C’est cette jouissance pas-toute introduisant une faille dans l’Autre du discours du maître que Mariette Navarro fait le choix hérétique de mettre sur le devant de la scène théâtrale. Aux sorcières qui ont à faire avec cette jouissance du pas-tout phallique, elle donne de l’esprit. Son propre choix hérétique est de redonner voix et vie au pas-tout de la jouissance féminine par son art de l’écriture théâtrale. Si comme la religion elle s’intéresse au réel de la jouissance, c’est à l’envers de celle-ci en ne le recouvrant pas d’un sens sacré ayant réponse à tout, mais en attrapant un petit bout de cette jouissance hors-sens pour nous la faire entrapercevoir dans une forme réjouissante, incarnée et savamment ensorcelante. Son art théâtral se sert du réel qui ne marche pas au pas du discours du maître pour y faire résonner la jouissance d’un dire. « Filles de Satan, émancipez-vous ! Filles de Dieu, émancipez-vous !, Filles de Rien, émancipez-vous ! Croyez dur comme fer sans aller en enfer !»[9] Son choix d’une « hérésie vraie »[10] refuse de sacrifier la jouissance singulière de l’objet a et fait sa place à « l’art de faire des choix libres, l’art de ne pas prendre le chemin tracé, l’art de se perdre, l’art du doute »[11] . Pour Mariette Navarro, être sorcière-hérétique de la bonne façon, c’est « réinventer le diable »[12] avec le langage. Sa « voie par où prendre la vérité »[13] passe par s’affranchir singulièrement de l’Autre du discours du maître et rendre présent le désir qui « est échelle du langage articulé, même s’il n’est pas articulable. »[14] Avec sa pièce Les hérétiques, Mariette Navarro choisit d’être une artiste impliquée par le réel de notre 21ème Siècle en faisant de son écriture théâtrale l’art jubilatoire de déranger « la défense contre le réel »[15].

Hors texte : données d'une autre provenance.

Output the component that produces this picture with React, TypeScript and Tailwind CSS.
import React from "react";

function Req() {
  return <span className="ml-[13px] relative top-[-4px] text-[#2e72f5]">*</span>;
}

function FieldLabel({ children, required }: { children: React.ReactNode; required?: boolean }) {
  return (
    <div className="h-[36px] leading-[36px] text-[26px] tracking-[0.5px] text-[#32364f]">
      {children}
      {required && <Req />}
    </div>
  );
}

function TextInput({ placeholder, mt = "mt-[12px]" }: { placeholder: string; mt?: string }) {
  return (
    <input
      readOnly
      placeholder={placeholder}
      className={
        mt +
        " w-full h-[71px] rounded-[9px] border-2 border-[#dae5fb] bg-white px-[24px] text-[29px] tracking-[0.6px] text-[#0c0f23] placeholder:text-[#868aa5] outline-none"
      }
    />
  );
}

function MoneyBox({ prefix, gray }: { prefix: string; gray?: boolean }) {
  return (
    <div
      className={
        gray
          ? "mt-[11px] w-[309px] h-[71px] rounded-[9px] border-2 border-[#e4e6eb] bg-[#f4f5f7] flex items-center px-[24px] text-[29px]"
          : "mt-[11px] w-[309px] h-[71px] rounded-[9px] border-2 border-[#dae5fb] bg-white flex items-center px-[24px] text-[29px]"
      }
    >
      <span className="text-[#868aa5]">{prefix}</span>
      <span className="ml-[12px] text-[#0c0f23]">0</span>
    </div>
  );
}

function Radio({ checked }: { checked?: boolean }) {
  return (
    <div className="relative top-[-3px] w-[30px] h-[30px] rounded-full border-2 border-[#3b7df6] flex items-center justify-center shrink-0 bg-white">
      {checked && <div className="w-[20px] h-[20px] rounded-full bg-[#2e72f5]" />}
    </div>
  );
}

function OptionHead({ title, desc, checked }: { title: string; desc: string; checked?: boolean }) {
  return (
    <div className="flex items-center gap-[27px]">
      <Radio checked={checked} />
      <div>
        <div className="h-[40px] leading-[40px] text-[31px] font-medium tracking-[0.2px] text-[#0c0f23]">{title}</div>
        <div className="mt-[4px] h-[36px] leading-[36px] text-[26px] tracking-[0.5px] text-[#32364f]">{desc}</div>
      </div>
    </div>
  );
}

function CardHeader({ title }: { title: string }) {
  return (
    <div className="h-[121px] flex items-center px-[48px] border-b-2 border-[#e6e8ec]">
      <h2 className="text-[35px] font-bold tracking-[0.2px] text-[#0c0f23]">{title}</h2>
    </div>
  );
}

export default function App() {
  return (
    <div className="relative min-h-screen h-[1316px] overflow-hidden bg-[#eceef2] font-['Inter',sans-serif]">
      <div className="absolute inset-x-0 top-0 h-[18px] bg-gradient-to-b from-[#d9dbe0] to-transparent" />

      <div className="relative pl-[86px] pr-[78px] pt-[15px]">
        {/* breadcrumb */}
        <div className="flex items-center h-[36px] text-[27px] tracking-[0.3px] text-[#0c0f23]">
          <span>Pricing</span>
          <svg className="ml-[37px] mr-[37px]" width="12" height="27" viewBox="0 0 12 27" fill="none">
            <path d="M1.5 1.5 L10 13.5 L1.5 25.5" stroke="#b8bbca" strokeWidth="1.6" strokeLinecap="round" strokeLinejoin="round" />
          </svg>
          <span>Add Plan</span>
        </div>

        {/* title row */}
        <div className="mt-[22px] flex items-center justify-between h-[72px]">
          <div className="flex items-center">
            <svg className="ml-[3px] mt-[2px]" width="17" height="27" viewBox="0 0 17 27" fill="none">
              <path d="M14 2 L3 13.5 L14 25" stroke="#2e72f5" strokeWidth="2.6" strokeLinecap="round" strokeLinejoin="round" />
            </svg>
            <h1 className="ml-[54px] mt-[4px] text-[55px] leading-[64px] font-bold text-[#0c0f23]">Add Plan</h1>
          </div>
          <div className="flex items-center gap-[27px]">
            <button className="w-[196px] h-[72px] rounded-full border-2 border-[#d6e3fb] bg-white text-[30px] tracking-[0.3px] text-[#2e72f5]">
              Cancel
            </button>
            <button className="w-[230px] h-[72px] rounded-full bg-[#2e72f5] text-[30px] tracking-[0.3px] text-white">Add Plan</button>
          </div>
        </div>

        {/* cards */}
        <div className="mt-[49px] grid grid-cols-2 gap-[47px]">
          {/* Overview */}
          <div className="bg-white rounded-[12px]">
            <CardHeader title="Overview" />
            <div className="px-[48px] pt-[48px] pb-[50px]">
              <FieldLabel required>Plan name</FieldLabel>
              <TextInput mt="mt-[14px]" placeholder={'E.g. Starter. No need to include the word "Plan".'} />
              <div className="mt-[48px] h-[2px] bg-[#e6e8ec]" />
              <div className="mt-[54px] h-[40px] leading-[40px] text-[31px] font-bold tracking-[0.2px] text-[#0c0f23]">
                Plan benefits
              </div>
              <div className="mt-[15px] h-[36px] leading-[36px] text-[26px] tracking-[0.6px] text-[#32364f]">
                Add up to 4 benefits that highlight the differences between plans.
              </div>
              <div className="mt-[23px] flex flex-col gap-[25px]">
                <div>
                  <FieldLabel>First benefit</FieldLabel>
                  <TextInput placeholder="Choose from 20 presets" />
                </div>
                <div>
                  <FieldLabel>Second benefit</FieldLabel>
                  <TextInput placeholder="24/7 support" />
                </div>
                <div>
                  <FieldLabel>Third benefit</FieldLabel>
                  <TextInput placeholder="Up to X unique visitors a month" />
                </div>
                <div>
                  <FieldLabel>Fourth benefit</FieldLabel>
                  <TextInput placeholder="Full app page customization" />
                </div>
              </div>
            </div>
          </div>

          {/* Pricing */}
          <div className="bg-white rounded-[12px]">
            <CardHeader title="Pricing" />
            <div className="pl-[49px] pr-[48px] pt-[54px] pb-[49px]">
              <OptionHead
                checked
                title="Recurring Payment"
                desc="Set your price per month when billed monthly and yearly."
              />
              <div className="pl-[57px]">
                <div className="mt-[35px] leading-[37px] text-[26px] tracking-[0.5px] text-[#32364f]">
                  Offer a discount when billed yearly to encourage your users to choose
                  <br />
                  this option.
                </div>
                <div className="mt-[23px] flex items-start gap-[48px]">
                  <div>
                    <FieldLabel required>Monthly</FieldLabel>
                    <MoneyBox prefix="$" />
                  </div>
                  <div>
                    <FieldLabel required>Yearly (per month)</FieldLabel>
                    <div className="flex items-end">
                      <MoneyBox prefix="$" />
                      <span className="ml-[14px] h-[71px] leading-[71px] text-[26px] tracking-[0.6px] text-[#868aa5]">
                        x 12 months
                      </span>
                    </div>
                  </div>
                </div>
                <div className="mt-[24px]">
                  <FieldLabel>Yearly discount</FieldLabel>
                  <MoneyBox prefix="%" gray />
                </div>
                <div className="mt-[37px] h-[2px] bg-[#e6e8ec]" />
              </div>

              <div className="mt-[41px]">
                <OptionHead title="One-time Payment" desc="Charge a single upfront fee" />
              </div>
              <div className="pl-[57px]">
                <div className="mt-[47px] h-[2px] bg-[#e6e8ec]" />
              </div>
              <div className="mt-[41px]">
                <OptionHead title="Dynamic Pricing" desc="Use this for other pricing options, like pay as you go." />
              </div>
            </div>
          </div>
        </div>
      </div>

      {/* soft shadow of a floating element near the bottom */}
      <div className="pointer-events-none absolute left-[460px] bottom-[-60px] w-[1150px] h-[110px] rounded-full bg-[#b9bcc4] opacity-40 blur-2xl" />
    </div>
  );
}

[1] Le Collectif « Théâtre et psychanalyse » a organisé une « Soirée ZADIG à Paris » au Théâtre de l’Aquarium le Samedi 20 Novembre pour un débat avec Caroline Leduc, François Rancillac et Philippe Benichou pour « Les hérétiques » de Mariette Navarro mis-en-scène par François Rancillac.

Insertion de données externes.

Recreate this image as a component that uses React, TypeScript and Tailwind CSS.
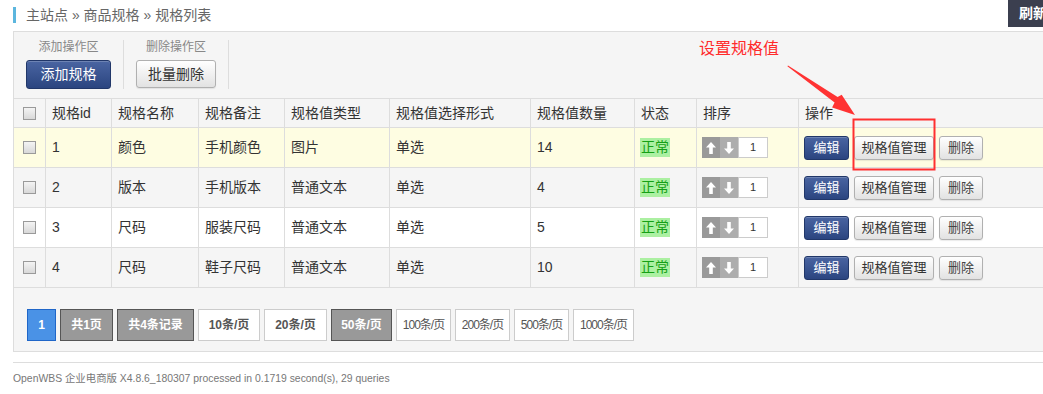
import React from "react";

type Row = {
  id: number;
  name: string;
  note: string;
  type: string;
  mode: string;
  count: number;
  bg: string;
};

const rows: Row[] = [
  { id: 1, name: "颜色", note: "手机颜色", type: "图片", mode: "单选", count: 14, bg: "bg-[#fefde2]" },
  { id: 2, name: "版本", note: "手机版本", type: "普通文本", mode: "单选", count: 4, bg: "bg-[#f5f5f5]" },
  { id: 3, name: "尺码", note: "服装尺码", type: "普通文本", mode: "单选", count: 5, bg: "bg-white" },
  { id: 4, name: "尺码", note: "鞋子尺码", type: "普通文本", mode: "单选", count: 10, bg: "bg-[#f5f5f5]" },
];

// column widths incl. the right border line
const cols = ["w-[32px]", "w-[66px]", "w-[87px]", "w-[86px]", "w-[105px]", "w-[141px]", "w-[104px]", "w-[62px]", "w-[102px]", "flex-1"];
const heads = ["", "规格id", "规格名称", "规格备注", "规格值类型", "规格值选择形式", "规格值数量", "状态", "排序", "操作"];

function Checkbox() {
  return (
    <span className="block w-[13px] h-[13px] border border-[#9a9a9a] bg-linear-to-b from-[#f4f4f4] to-[#d8d8d8]" />
  );
}

function Arrow({ up }: { up?: boolean }) {
  return (
    <svg width="10" height="12" viewBox="0 0 10 12" className={up ? "" : "rotate-180"}>
      <path d="M5 0 L10 5.5 L6.8 5.5 L6.8 12 L3.2 12 L3.2 5.5 L0 5.5 Z" fill="#fff" />
    </svg>
  );
}

function BlueBtn({ children, className = "" }: { children: React.ReactNode; className?: string }) {
  return (
    <button className={`rounded-[3px] border border-[#213769] bg-linear-to-b from-[#4a65a2] to-[#2b4580] text-white shadow-[inset_0_1px_0_rgba(255,255,255,0.2)] ${className}`}>
      {children}
    </button>
  );
}

function GrayBtn({ children, className = "" }: { children: React.ReactNode; className?: string }) {
  return (
    <button className={`rounded-[3px] border border-[#b0b0b0] bg-linear-to-b from-white to-[#e2e2e2] text-[#333] shadow-[0_1px_1px_rgba(0,0,0,0.08)] ${className}`}>
      {children}
    </button>
  );
}

export default function App() {
  return (
    <div className="relative w-[1043px] h-[394px] overflow-hidden bg-white text-[#333] font-['Liberation_Sans','Noto_Sans_CJK_SC',sans-serif]">
      {/* Breadcrumb */}
      <div className="flex justify-between h-[31px]">
        <div className="flex items-center pl-[13px] pb-[1px]">
          <span className="w-[3px] h-[16px] bg-[#5cb6de]" />
          <span className="ml-[10px] text-[14px] text-[#666]">主站点 » 商品规格 » 规格列表</span>
        </div>
        <div className="h-[27px] w-[35px] overflow-hidden bg-[#3b3f4f] pl-[11px] text-[14px] font-bold leading-[27px] text-white whitespace-nowrap">
          刷新
        </div>
      </div>

      {/* Main box */}
      <div className="ml-[13px] w-[1100px] border-t border-l border-b border-[#ddd] bg-[#f5f5f5]">
        {/* Toolbar */}
        <div className="flex h-[67px] border-b border-[#ddd] pt-[8px]">
          <div className="flex flex-col items-center px-[12px]">
            <span className="text-[12px] leading-[14px] text-[#888]">添加操作区</span>
            <BlueBtn className="mt-[6px] h-[29px] w-[85px] text-[14px]">添加规格</BlueBtn>
          </div>
          <div className="w-px h-[49px] bg-[#ddd]" />
          <div className="flex flex-col items-center px-[12px]">
            <span className="text-[12px] leading-[14px] text-[#888]">删除操作区</span>
            <GrayBtn className="mt-[6px] h-[28px] w-[80px] text-[14px]">批量删除</GrayBtn>
          </div>
          <div className="w-px h-[49px] bg-[#ddd]" />
        </div>

        {/* Table header */}
        <div className="flex h-[29px] border-b border-[#ddd] text-[14px]">
          {heads.map((h, i) => (
            <div key={i} className={`${cols[i]} flex items-center border-r border-[#ddd] ${i === 0 ? "justify-center" : "pl-[6px]"}`}>
              {i === 0 ? <Checkbox /> : h}
            </div>
          ))}
        </div>

        {/* Table rows */}
        {rows.map((r) => (
          <div key={r.id} className={`flex h-[40px] border-b border-[#ddd] text-[14px] ${r.bg}`}>
            <div className={`${cols[0]} flex items-center justify-center border-r border-[#ddd]`}>
              <Checkbox />
            </div>
            <div className={`${cols[1]} flex items-center pl-[6px] border-r border-[#ddd]`}>{r.id}</div>
            <div className={`${cols[2]} flex items-center pl-[6px] border-r border-[#ddd]`}>{r.name}</div>
            <div className={`${cols[3]} flex items-center pl-[6px] border-r border-[#ddd]`}>{r.note}</div>
            <div className={`${cols[4]} flex items-center pl-[6px] border-r border-[#ddd]`}>{r.type}</div>
            <div className={`${cols[5]} flex items-center pl-[6px] border-r border-[#ddd]`}>{r.mode}</div>
            <div className={`${cols[6]} flex items-center pl-[6px] border-r border-[#ddd]`}>{r.count}</div>
            <div className={`${cols[7]} flex items-center pl-[5px] border-r border-[#ddd]`}>
              <span className="bg-[#acf0a2] px-[1px] text-[14px] leading-[19px] text-[#15a015]">正常</span>
            </div>
            <div className={`${cols[8]} flex items-center pl-[5px] border-r border-[#ddd]`}>
              <span className="flex h-[21px] w-[18px] items-center justify-center bg-[#999]">
                <Arrow up />
              </span>
              <span className="flex h-[21px] w-[18px] items-center justify-center bg-[#adadad]">
                <Arrow />
              </span>
              <span className="flex h-[21px] w-[30px] items-center justify-center border border-[#ccc] bg-white text-[11px]">1</span>
            </div>
            <div className="flex-1 flex items-center gap-[5px] pl-[5px]">
              <BlueBtn className="h-[24px] w-[45px] text-[13px]">编辑</BlueBtn>
              <GrayBtn className="h-[24px] w-[80px] text-[13px]">规格值管理</GrayBtn>
              <GrayBtn className="h-[24px] w-[44px] text-[13px] text-[#444]">删除</GrayBtn>
            </div>
          </div>
        ))}

        {/* Pagination */}
        <div className="flex h-[63px] items-start gap-[4px] pl-[13px] pt-[21px] text-[12px] font-bold">
          <span className="flex h-[32px] w-[29px] items-center justify-center border border-[#1f66c8] bg-[#4a92e6] text-white">1</span>
          <span className="flex h-[32px] w-[53px] items-center justify-center border border-[#555] bg-[#999] text-white">共1页</span>
          <span className="flex h-[32px] w-[77px] items-center justify-center border border-[#555] bg-[#999] text-white">共4条记录</span>
          <span className="flex h-[32px] w-[62px] items-center justify-center border border-[#ccc] bg-white text-[#555]">10条/页</span>
          <span className="flex h-[32px] w-[63px] items-center justify-center border border-[#ccc] bg-white text-[#555]">20条/页</span>
          <span className="flex h-[32px] w-[61px] items-center justify-center border border-[#555] bg-[#999] text-white">50条/页</span>
          <span className="flex h-[32px] w-[55px] items-center justify-center border border-[#ccc] bg-white text-[12px] font-normal tracking-[-1px] text-[#555]">100条/页</span>
          <span className="flex h-[32px] w-[55px] items-center justify-center border border-[#ccc] bg-white text-[12px] font-normal tracking-[-1px] text-[#555]">200条/页</span>
          <span className="flex h-[32px] w-[55px] items-center justify-center border border-[#ccc] bg-white text-[12px] font-normal tracking-[-1px] text-[#555]">500条/页</span>
          <span className="flex h-[32px] w-[61px] items-center justify-center border border-[#ccc] bg-white text-[12px] font-normal tracking-[-1px] text-[#555]">1000条/页</span>
        </div>
      </div>

      {/* Footer */}
      <div className="ml-[13px] mt-[10px] border-t border-[#ddd] pt-[10px] text-[10.4px] leading-[12px] text-[#777]">
        OpenWBS 企业电商版 X4.8.6_180307 processed in 0.1719 second(s), 29 queries
      </div>

      {/* Annotation overlay */}
      <span className="absolute left-[699px] top-[39px] text-[16px] leading-[20px] text-[#ff2b2b]">设置规格值</span>
      <svg className="absolute left-0 top-0 pointer-events-none" width="1043" height="394">
        <polygon
          points="788,65.5 837.6,96.9 841.7,94.7 855,115 832.1,107.5 834.6,102.6 787.4,66.3"
          fill="#ff3333"
        />
        <rect x="853.5" y="119.5" width="81" height="50" fill="none" stroke="#ff3030" strokeWidth="2" />
      </svg>
    </div>
  );
}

[2] Navarro M., « Les hérétiques », inédit, p. 20.
[3] Ibid., p. 9.
[4] Ibid., p. 61.
[5] Ibid., p. 22.
[6] Ibid., p. 2.
[7] Ibid., p. 66-67.
[8] Miller J.-A., « Religion, psychanalyse », La Cause Freudienne, n° 55, Paris, Navarin/Seuil, 2003, p.8.
[9] Navarro M., « Les hérétiques », op.cit., p. 62.
[10] Ibid., p. 61.
[11] Ibid., p. 60.
[12] Ibid., p. 63.
[13] Miller J.-A., « Éloge des hérétiques », Conférence au Congrès de la SLP à Turin, Juillet 2017, disponible sur Radio Lacan : http://www.radiolacan.com/fr/topic/989/3
[14] Lacan J., « Discours aux catholiques » (1960), Le triomphe de la religion, Paris, Seuil, 2005, p. 42.
[15] Miller J.-A., « Le réel au 21ème Siècle », La cause du désir, n° 82, Navarin/Seuil, 2012, p. 94.